Let’s face it not all women of color will be able to start their own business. Many of us are faced with competing in the work place-corporate America. We have many bridges to cross, demonstrating that we are intelligent enough to have a voice and challenges with being seen as aggressive.
Some years ago I was hired to manage an Indiana organization’s social service department. During the interview for this position I wore a wig. Not because I was trying to be someone else, but because I was having a bad hair day. After demonstrating that I was the best person for this position, I was hired. I should preface this by saying that I was asked by the Vice President of the department to interview for this position. Months had gone by and I got the opportunity to get my natural hair twisted. Uncovering my natural hair beauty at worked unleashed some deep rooted ugly preconceptions about people of color from members of that organization.

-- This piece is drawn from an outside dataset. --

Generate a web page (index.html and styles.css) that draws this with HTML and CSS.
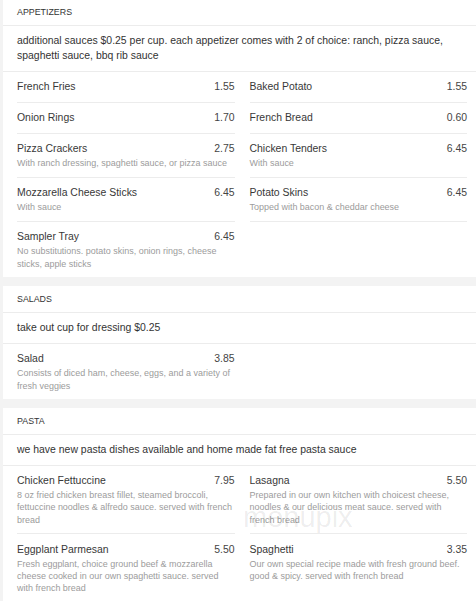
FILE: index.html
```html
<!DOCTYPE html>
<html>
<head>
<meta charset="utf-8">
<link rel="stylesheet" href="styles.css">
</head>
<body>
<div class="page">
  <section class="card first">
    <div class="card-head">APPETIZERS</div>
    <div class="note">additional sauces $0.25 per cup. each appetizer comes with 2 of choice: ranch, pizza sauce, spaghetti sauce, bbq rib sauce</div>
    <div class="items">
      <div class="item"><div class="row"><span class="name">French Fries</span><span class="price">1.55</span></div></div>
      <div class="item"><div class="row"><span class="name">Baked Potato</span><span class="price">1.55</span></div></div>
      <div class="item"><div class="row"><span class="name">Onion Rings</span><span class="price">1.70</span></div></div>
      <div class="item"><div class="row"><span class="name">French Bread</span><span class="price">0.60</span></div></div>
      <div class="item"><div class="row"><span class="name">Pizza Crackers</span><span class="price">2.75</span></div><div class="desc">With ranch dressing, spaghetti sauce, or pizza sauce</div></div>
      <div class="item"><div class="row"><span class="name">Chicken Tenders</span><span class="price">6.45</span></div><div class="desc">With sauce</div></div>
      <div class="item"><div class="row"><span class="name">Mozzarella Cheese Sticks</span><span class="price">6.45</span></div><div class="desc">With sauce</div></div>
      <div class="item"><div class="row"><span class="name">Potato Skins</span><span class="price">6.45</span></div><div class="desc">Topped with bacon &amp; cheddar cheese</div></div>
      <div class="item last"><div class="row"><span class="name">Sampler Tray</span><span class="price">6.45</span></div><div class="desc">No substitutions. potato skins, onion rings, cheese sticks, apple sticks</div></div>
    </div>
  </section>

  <section class="card">
    <div class="card-head">SALADS</div>
    <div class="note">take out cup for dressing $0.25</div>
    <div class="items">
      <div class="item last"><div class="row"><span class="name">Salad</span><span class="price">3.85</span></div><div class="desc">Consists of diced ham, cheese, eggs, and a variety of fresh veggies</div></div>
    </div>
  </section>

  <section class="card">
    <div class="card-head">PASTA</div>
    <div class="note">we have new pasta dishes available and home made fat free pasta sauce</div>
    <div class="items">
      <div class="item"><div class="row"><span class="name">Chicken Fettuccine</span><span class="price">7.95</span></div><div class="desc">8 oz fried chicken breast fillet, steamed broccoli, fettuccine noodles &amp; alfredo sauce. served with french bread</div></div>
      <div class="item"><div class="row"><span class="name">Lasagna</span><span class="price">5.50</span></div><div class="desc">Prepared in our own kitchen with choicest cheese, noodles &amp; our delicious meat sauce. served with french bread</div></div>
      <div class="item last"><div class="row"><span class="name">Eggplant Parmesan</span><span class="price">5.50</span></div><div class="desc">Fresh eggplant, choice ground beef &amp; mozzarella cheese cooked in our own spaghetti sauce. served with french bread</div></div>
      <div class="item last"><div class="row"><span class="name">Spaghetti</span><span class="price">3.35</span></div><div class="desc">Our own special recipe made with fresh ground beef. good &amp; spicy. served with french bread</div></div>
    </div>
    <span class="watermark">menupix</span>
  </section>
</div>
</body>
</html>
```
FILE: styles.css
```css
html, body {
  margin: 0;
  padding: 0;
  background: #f3f3f3;
}

body {
  font-family: "Liberation Sans", Arial, sans-serif;
  color: #333;
}

.page {
  display: flex;
  flex-direction: column;
  gap: 9.5px;
  padding-left: 3px;
}

.card {
  position: relative;
  background: #fff;
}

.card.first {
  margin-top: -1px;
}

.card-head {
  padding: 8px 9px 6.5px 14px;
  font-size: 8.85px;
  line-height: 11px;
  color: #333;
  border-bottom: 1px solid #ececec;
}

.note {
  padding: 7.5px 9px 7.5px 14px;
  font-size: 10.45px;
  line-height: 15px;
  color: #333;
  border-bottom: 1px solid #ececec;
}

.items {
  display: grid;
  grid-template-columns: 1fr 1fr;
  column-gap: 15px;
  padding: 0 9px 0 14px;
}

.item {
  padding: 7.5px 0;
  border-bottom: 1px solid #ececec;
}

.item.last {
  border-bottom: none;
  padding-bottom: 7px;
}

.row {
  display: flex;
  justify-content: space-between;
  font-size: 10.45px;
  line-height: 15px;
  color: #383838;
}

.price {
  color: #444;
}

.desc {
  margin-top: 1px;
  font-size: 8.97px;
  line-height: 12.2px;
  color: #9c9c9c;
}

.watermark {
  position: absolute;
  left: 240px;
  top: 95px;
  font-size: 29px;
  line-height: 28px;
  color: rgba(0, 0, 0, 0.08);
  pointer-events: none;
}
```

Once the Vice Presidents came into my office with his mild and serious voice told me that the CEO of that organization saw me now as militant, by then my twisted hair had been taken down -if you ever had your hair twisted, you know they don’t last forever- I now resembled Angela Davis. A few months later I was handed a picture of President Obama in white face.
The Center for Women Policy Studies found 21% of women of color surveyed did not feel they were free to be "themselves at work." The same study found more than one-third of women of color — ranging from 28 percent to 44 percent — believed that they must “play down” their race or ethnicity to succeed.
As women of color we have to overcome being called, angry, bitter, divas, even though I didn’t mine the diva, I can be difficult to please at times. On a more serious note, stereotypes based on Ethnicity and Culture backgrounds are serious problems in the work place. How do we manage around them? Where do we go from here?